Task to complete =
Exclude the pictures and retype the entries as written.

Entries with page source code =
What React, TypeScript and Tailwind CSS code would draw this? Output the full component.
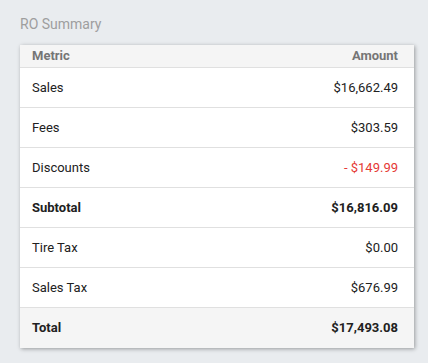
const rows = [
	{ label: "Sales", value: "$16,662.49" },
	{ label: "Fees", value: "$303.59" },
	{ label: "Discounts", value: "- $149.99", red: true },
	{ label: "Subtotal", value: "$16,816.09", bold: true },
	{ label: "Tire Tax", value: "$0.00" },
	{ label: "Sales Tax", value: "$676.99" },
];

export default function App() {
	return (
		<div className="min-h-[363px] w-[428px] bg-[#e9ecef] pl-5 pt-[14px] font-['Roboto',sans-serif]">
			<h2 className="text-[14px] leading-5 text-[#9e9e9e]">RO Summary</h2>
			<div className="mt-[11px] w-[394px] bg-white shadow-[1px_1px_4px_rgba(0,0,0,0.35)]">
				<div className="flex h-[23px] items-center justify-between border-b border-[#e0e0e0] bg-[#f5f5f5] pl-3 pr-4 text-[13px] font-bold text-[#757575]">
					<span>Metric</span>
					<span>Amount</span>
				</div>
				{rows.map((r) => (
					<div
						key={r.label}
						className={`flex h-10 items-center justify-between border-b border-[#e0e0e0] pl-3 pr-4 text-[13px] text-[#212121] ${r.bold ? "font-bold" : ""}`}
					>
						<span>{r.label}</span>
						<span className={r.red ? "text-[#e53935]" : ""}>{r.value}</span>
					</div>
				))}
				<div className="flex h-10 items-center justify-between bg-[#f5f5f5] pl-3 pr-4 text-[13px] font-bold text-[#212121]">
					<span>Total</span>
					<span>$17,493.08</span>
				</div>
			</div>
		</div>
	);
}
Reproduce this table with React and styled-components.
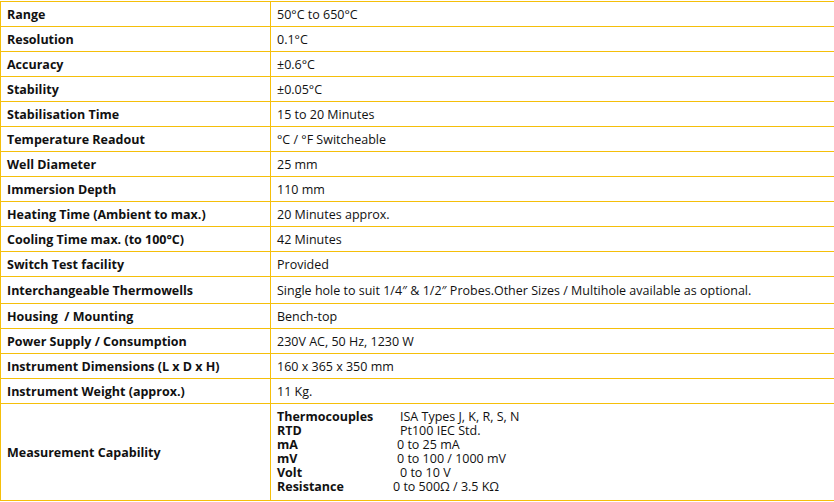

Final answer =
What React, TypeScript and Tailwind CSS code would draw this? Output the full component.
const rows = [
	{ label: "Sales", value: "$16,662.49" },
	{ label: "Fees", value: "$303.59" },
	{ label: "Discounts", value: "- $149.99", red: true },
	{ label: "Subtotal", value: "$16,816.09", bold: true },
	{ label: "Tire Tax", value: "$0.00" },
	{ label: "Sales Tax", value: "$676.99" },
];

export default function App() {
	return (
		<div className="min-h-[363px] w-[428px] bg-[#e9ecef] pl-5 pt-[14px] font-['Roboto',sans-serif]">
			<h2 className="text-[14px] leading-5 text-[#9e9e9e]">RO Summary</h2>
			<div className="mt-[11px] w-[394px] bg-white shadow-[1px_1px_4px_rgba(0,0,0,0.35)]">
				<div className="flex h-[23px] items-center justify-between border-b border-[#e0e0e0] bg-[#f5f5f5] pl-3 pr-4 text-[13px] font-bold text-[#757575]">
					<span>Metric</span>
					<span>Amount</span>
				</div>
				{rows.map((r) => (
					<div
						key={r.label}
						className={`flex h-10 items-center justify-between border-b border-[#e0e0e0] pl-3 pr-4 text-[13px] text-[#212121] ${r.bold ? "font-bold" : ""}`}
					>
						<span>{r.label}</span>
						<span className={r.red ? "text-[#e53935]" : ""}>{r.value}</span>
					</div>
				))}
				<div className="flex h-10 items-center justify-between bg-[#f5f5f5] pl-3 pr-4 text-[13px] font-bold text-[#212121]">
					<span>Total</span>
					<span>$17,493.08</span>
				</div>
			</div>
		</div>
	);
}
Reproduce this table with React and styled-components.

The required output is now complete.